The results I got here were much better than the sad chicken breasts. Each time I tried variations of pork chops they turned out tender and juicy, although considerably less so if seared. I’m thinking this must be a factor of thickness—the chops I was using were simply too thin to finish with a hard sear, as it served to overcook the interior too rapidly. This made me aware of one of the realities of Cinder: If you want to be using the sear setting, this machine is intended for thick cuts of meat.
This is where the Cinder really shines, and I’m sure that’s no coincidence. Being able to cook a restaurant-quality steak at home is its biggest single selling point because it’s a skill that many home cooks don’t feel they possess, owing precisely to the Cinder’s main advantage: Temperature control. I purchased a nice-looking New York strip, seasoned it well and set Cinder to work. Setting, medium rare. Moisture loss was quite minimal this time around, perhaps owing to a lower temperature, but it was the work of only moments to remove the steak, wipe off the cooking surface and crank it up to 450 for a sear. A few moments on that smoking hot surface gave the steak a nice, browned crust, but I was much more impressed with its interior—beautiful medium rare. Topped with a little brown butter, fried garlic and thyme that I whipped up, I can honestly say that it’s the best steak I’ve ever cooked at home, and a fine substitute for most steaks I’ve ever ordered in a restaurant. Once again, I believe that the substantially thicker steak allowed for a hard sear that I didn’t have to worry about overcooking the interior. You can see the results below.

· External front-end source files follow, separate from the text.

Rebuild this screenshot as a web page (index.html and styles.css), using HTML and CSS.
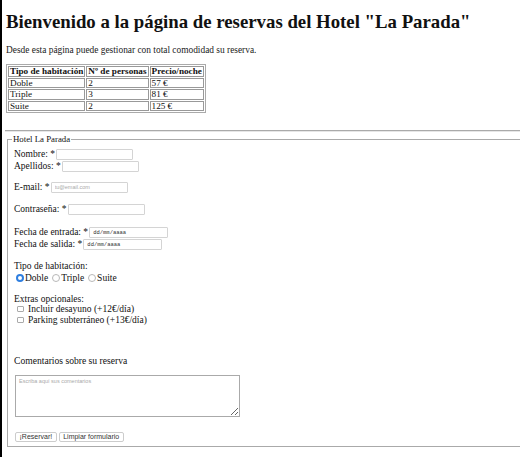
FILE: index.html
```html
<!DOCTYPE html>
<html lang="es">
<head>
<meta charset="utf-8">
<title>Hotel La Parada</title>
<link rel="stylesheet" href="styles.css">
</head>
<body>
<div class="page">
  <h1 class="title">Bienvenido a la página de reservas del Hotel "La Parada"</h1>
  <p class="intro">Desde esta página puede gestionar con total comodidad su reserva.</p>
  <table class="rooms">
    <tr><th>Tipo de habitación</th><th>Nº de personas</th><th>Precio/noche</th></tr>
    <tr><td>Doble</td><td>2</td><td>57 €</td></tr>
    <tr><td>Triple</td><td>3</td><td>81 €</td></tr>
    <tr><td>Suite</td><td>2</td><td>125 €</td></tr>
  </table>
  <hr class="rule">
  <form class="form">
    <fieldset class="box">
      <legend class="legend">Hotel La Parada</legend>
      <div class="line">Nombre: *<input class="field" type="text"></div>
      <div class="line">Apellidos: *<input class="field" type="text"></div>
      <div class="line gap9">E-mail: *<input class="field" type="text" placeholder="tu@email.com"></div>
      <div class="line gap10">Contraseña: *<input class="field" type="password"></div>
      <div class="line gap11">Fecha de entrada: *<input class="field date" type="text" placeholder="dd/mm/aaaa"></div>
      <div class="line">Fecha de salida: *<input class="field date" type="text" placeholder="dd/mm/aaaa"></div>
      <div class="line gap10">Tipo de habitación:</div>
      <div class="line radios">
        <label class="opt"><span class="radio on"></span>Doble</label>
        <label class="opt"><span class="radio"></span>Triple</label>
        <label class="opt"><span class="radio"></span>Suite</label>
      </div>
      <div class="line gap10">Extras opcionales:</div>
      <label class="line check"><span class="box-check"></span>Incluir desayuno (+12€/día)</label>
      <label class="line check"><span class="box-check"></span>Parking subterráneo (+13€/día)</label>
      <div class="line comments">Comentarios sobre su reserva</div>
      <textarea class="area" placeholder="Escriba aquí sus comentarios"></textarea>
      <div class="buttons">
        <button class="btn" type="button">¡Reservar!</button>
        <button class="btn" type="button">Limpiar formulario</button>
      </div>
    </fieldset>
  </form>
</div>
</body>
</html>
```
FILE: styles.css
```css
html, body {
  margin: 0;
  padding: 0;
  background: #fff;
  overflow: hidden;
}
body {
  font-family: "Liberation Serif", "Times New Roman", serif;
  color: #111;
}
.page {
  border-left: 2px solid #000;
  height: 457px;
  padding: 11px 0 0 4px;
  box-sizing: border-box;
}
.title {
  font-size: 18.8px;
  font-weight: bold;
  margin: 0;
  line-height: 22px;
  white-space: nowrap;
}
.intro {
  font-size: 9.4px;
  margin: 12px 0 0;
  line-height: 11px;
  color: #222;
}
.rooms {
  margin-top: 8px;
  border: 1px solid #aaa;
  border-spacing: 1px;
  font-size: 9.2px;
  line-height: 8.5px;
  white-space: nowrap;
}
.rooms th, .rooms td {
  border: 1px solid #999;
  padding: 0 1px;
  text-align: left;
}
.rooms th {
  font-weight: bold;
}
.rule {
  margin: 17px -20px 0 -1px;
  border: 0;
  border-top: 1px solid #aaa;
  border-bottom: 1px solid #e6e6e6;
  height: 0;
}
.form {
  margin: 0;
}
.box {
  margin: 1px -30px 0 1px;
  padding: 3px 6px 4px;
  border: 1px solid #aaa;
  font-size: 9.5px;
  line-height: 12px;
}
.legend {
  padding: 0 1px;
  margin-left: -2px;
  font-size: 8.8px;
  line-height: 12px;
}
.line {
  display: flex;
  align-items: center;
  white-space: nowrap;
  height: 12px;
}
.gap9 { margin-top: 9px; }
.gap10 { margin-top: 10px; }
.gap11 { margin-top: 11px; }
.field {
  margin: 0 0 0 1px;
  width: 77px;
  height: 11px;
  box-sizing: border-box;
  border: 1px solid #d4d4d4;
  border-radius: 1px;
  padding: 0 3px;
  font-family: "Liberation Sans", Arial, sans-serif;
  font-size: 5.5px;
}
.field::placeholder {
  color: #aaa;
}
.date {
  width: 79px;
  font-family: "Liberation Mono", monospace;
  font-size: 5.5px;
}
.date::placeholder {
  color: #333;
}
.radios {
  gap: 4px;
  margin-left: 2px;
  height: 11px;
}
.opt {
  display: flex;
  align-items: center;
}
.radio {
  width: 8px;
  height: 8px;
  border-radius: 50%;
  border: 1px solid #b8b8b8;
  margin-right: 1px;
  box-sizing: border-box;
}
.radio.on {
  border: 2.5px solid #2f7fe0;
  background: #fff;
}
.check {
  margin-left: 3px;
  height: 10.5px;
}
.gap10 + .check {
  margin-top: -1px;
}
.box-check {
  width: 7px;
  height: 6px;
  border: 1px solid #aaa;
  border-radius: 1px;
  box-sizing: border-box;
  margin-right: 4px;
}
.comments {
  margin-top: 30px;
  font-size: 9.6px;
}
.area {
  display: block;
  margin: 8px 0 0 1px;
  width: 225px;
  height: 42px;
  box-sizing: border-box;
  border: 1px solid #aaa;
  padding: 2px 3px;
  font-family: "Liberation Sans", Arial, sans-serif;
  font-size: 5.5px;
  resize: both;
}
.area::placeholder {
  color: #aaa;
}
.buttons {
  display: flex;
  gap: 2px;
  margin: 15px 0 0 1px;
}
.btn {
  height: 10px;
  padding: 0 3.5px;
  border: 1px solid #ccc;
  border-radius: 2px;
  background: #fff;
  font-family: "Liberation Sans", Arial, sans-serif;
  font-size: 7px;
  color: #333;
  line-height: 8px;
}
```
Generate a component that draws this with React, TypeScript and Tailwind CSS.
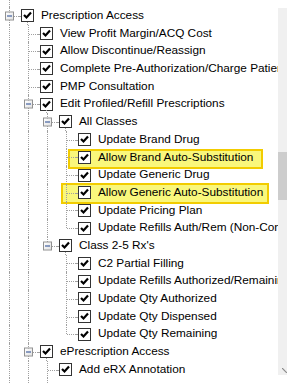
import React from "react";

// one cell of the tree gutter
type Guide = "none" | "full" | "tee" | "ell";

type Row = {
  level: number;
  label: string;
  guides: Guide[];
  own: Guide;
  expander?: boolean;
  open?: boolean;
  mark?: "brand" | "generic";
};

const rows: Row[] = [
  { level: 0, label: "Prescription Access", guides: [], own: "full", expander: true, open: true },
  { level: 1, label: "View Profit Margin/ACQ Cost", guides: ["full"], own: "tee" },
  { level: 1, label: "Allow Discontinue/Reassign", guides: ["full"], own: "tee" },
  { level: 1, label: "Complete Pre-Authorization/Charge Patient Account", guides: ["full"], own: "tee" },
  { level: 1, label: "PMP Consultation", guides: ["full"], own: "tee" },
  { level: 1, label: "Edit Profiled/Refill Prescriptions", guides: ["full"], own: "tee", expander: true, open: true },
  { level: 2, label: "All Classes", guides: ["full", "full"], own: "tee", expander: true, open: true },
  { level: 3, label: "Update Brand Drug", guides: ["full", "full", "full"], own: "tee" },
  { level: 3, label: "Allow Brand Auto-Substitution", guides: ["full", "full", "full"], own: "tee", mark: "brand" },
  { level: 3, label: "Update Generic Drug", guides: ["full", "full", "full"], own: "tee" },
  { level: 3, label: "Allow Generic Auto-Substitution", guides: ["full", "full", "full"], own: "tee", mark: "generic" },
  { level: 3, label: "Update Pricing Plan", guides: ["full", "full", "full"], own: "tee" },
  { level: 3, label: "Update Refills Auth/Rem (Non-Controlled)", guides: ["full", "full", "full"], own: "ell" },
  { level: 2, label: "Class 2-5 Rx's", guides: ["full", "full"], own: "ell", expander: true, open: true },
  { level: 3, label: "C2 Partial Filling", guides: ["full", "full", "none"], own: "tee" },
  { level: 3, label: "Update Refills Authorized/Remaining", guides: ["full", "full", "none"], own: "tee" },
  { level: 3, label: "Update Qty Authorized", guides: ["full", "full", "none"], own: "tee" },
  { level: 3, label: "Update Qty Dispensed", guides: ["full", "full", "none"], own: "tee" },
  { level: 3, label: "Update Qty Remaining", guides: ["full", "full", "none"], own: "ell" },
  { level: 1, label: "ePrescription Access", guides: ["full"], own: "tee", expander: true, open: true },
  { level: 2, label: "Add eRX Annotation", guides: ["full", "full"], own: "tee" },
];

const GuideCell = ({ kind, expander }: { kind: Guide; expander?: boolean }) => (
  <div className="relative w-[19px] h-full shrink-0">
    {(kind === "full" || kind === "tee") && (
      <div className="absolute left-[9px] top-0 bottom-0 border-l border-dotted border-[#a0a0a0]" />
    )}
    {kind === "ell" && (
      <div className="absolute left-[9px] top-0 h-1/2 border-l border-dotted border-[#a0a0a0]" />
    )}
    {(kind === "tee" || kind === "ell" || expander) && (
      <div className="absolute left-[10px] right-0 top-1/2 border-t border-dotted border-[#a0a0a0]" />
    )}
    {expander && (
      <span className="absolute left-[5px] top-1/2 -translate-y-1/2 w-[9px] h-[9px] border border-[#919191] bg-linear-to-br from-white to-[#e2e2e2] flex items-center justify-center">
        <span className="w-[5px] h-px bg-[#23468f]" />
      </span>
    )}
  </div>
);

const Check = () => (
  <span className="relative w-[13px] h-[13px] border border-[#333] bg-white flex items-center justify-center">
    <svg width="9" height="9" viewBox="0 0 9 9">
      <path d="M1 4 L3.5 6.5 L8 1.5" stroke="#000" strokeWidth="2.2" fill="none" />
    </svg>
  </span>
);

const TreeRow = ({ row }: { row: Row }) => (
  <div className="relative flex h-[17.7px]">
    {row.mark === "brand" && (
      <div className="absolute left-[68px] w-[195px] top-[0px] h-[20px] bg-[#f9f77c] border-2 border-[#f2cc00]" />
    )}
    {row.mark === "generic" && (
      <div className="absolute left-[61px] w-[208px] -top-[1px] h-[21px] bg-[#f9f77c] border-2 border-[#f2cc00]" />
    )}
    {row.guides.map((g, i) => (
      <GuideCell key={i} kind={g} />
    ))}
    <GuideCell kind={row.own} expander={row.expander} />
    <div className="relative w-[19px] h-full shrink-0 flex items-center">
      <div className="absolute left-0 w-[2px] top-1/2 border-t border-dotted border-[#a0a0a0]" />
      <span className="ml-[2px]">
        <Check />
      </span>
      {row.open && (
        <div className="absolute left-[8px] top-[15px] bottom-0 border-l border-dotted border-[#a0a0a0]" />
      )}
    </div>
    <span className="relative pl-[3px] leading-[17.7px]">{row.label}</span>
  </div>
);

export default function App() {
  return (
    <div className="w-[294px] h-[383px] bg-white flex overflow-hidden font-['Liberation_Sans',Arial,sans-serif] text-[11.8px] text-black">
      <div className="w-[278px] shrink-0 overflow-hidden whitespace-nowrap flex flex-col">
        <div className="flex h-[7px]">
          <GuideCell kind="full" />
        </div>
        {rows.map((r, i) => (
          <TreeRow key={i} row={r} />
        ))}
        <div className="flex flex-1">
          <GuideCell kind="full" />
          <GuideCell kind="full" />
          <GuideCell kind="full" />
        </div>
      </div>
      <div className="relative w-[9px] my-[8px] bg-[#f0f0f0]">
        <div className="mt-[144px] h-[48px] bg-[#cdcdcd]" />
        <svg className="absolute left-[4px] bottom-[2px]" width="5" height="5" viewBox="0 0 5 5">
          <path d="M0 0 L5 5" stroke="#8a8a8a" strokeWidth="1.2" />
        </svg>
      </div>
    </div>
  );
}
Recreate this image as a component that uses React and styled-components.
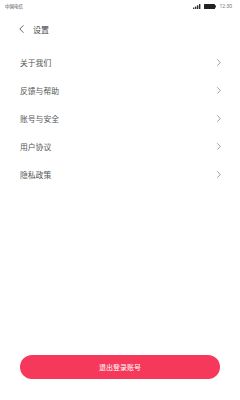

The seafood cooking settings on the Cinder are interesting, ranging from 104 to 140 degrees, with descriptors from “buttery soft” to “light flakes” to “very flaky.” I staked a spot in the center for the sake of establishing a baseline, cooking my filet to about 123 degrees and holding it there for a while before giving it a very quick sear. The results were fine—flaky, but on the denser side compared to the last time I pan seared a salmon filet, with flesh that was slightly more subborn in removing from the skin. I might still use my pan in the future rather than the Cinder, if only for the sake of speed, but there’s still much more experimentation that could be carried out here.
— This is a device designed for convenience and hands-free preparation, rather than saving time or making dishes you couldn’t otherwise produce. Cooking things on the Cinder takes a while—at least 25-30 minutes for smaller items, and about 60 minutes for the single steak I cooked. This thing isn’t for instantly producing meats; it’s for less experienced home cooks who don’t feel comfortable trying to make a filet mignon on a cast iron skillet. This is the demographic to whom Cinder will be the most valuable.
— Although you can technically use the Cinder to make just about anything, it thrives most when producing thick cuts of meat that are best served at specific temperatures.
— At $500, or $400 at the very cheapest, the Cinder is a very expensive countertop grill. There are numerous home sous vide devices on the market these days that are half as expensive, or even a third as expensive, which will surely give some consumers pause. It might be slightly more complicated, but you can produce the same results with a sous vide and a cast iron skillet.
— One aspect of sous vide cooking that the Cinder can’t really replicate is cooking an item within a bag with added aromatics, such as fresh herbs or garlic cloves. So keep that in mind—you’ll have to infuse such flavors another way.
— When used right, it produced the best steak I’ve had at home. That’s gotta be worth something.
In the end, the value of a Cinder boils down to a cost analysis of what its features are worth to you. It certainly does put the reality of “perfectly cooked” (or close enough) meat into the hands of a novice home cook, although there are myriad cheaper ways to achieve similar results. As with any product where the major selling point is convenience, it’s up to the consumer to decide what convenience is worth.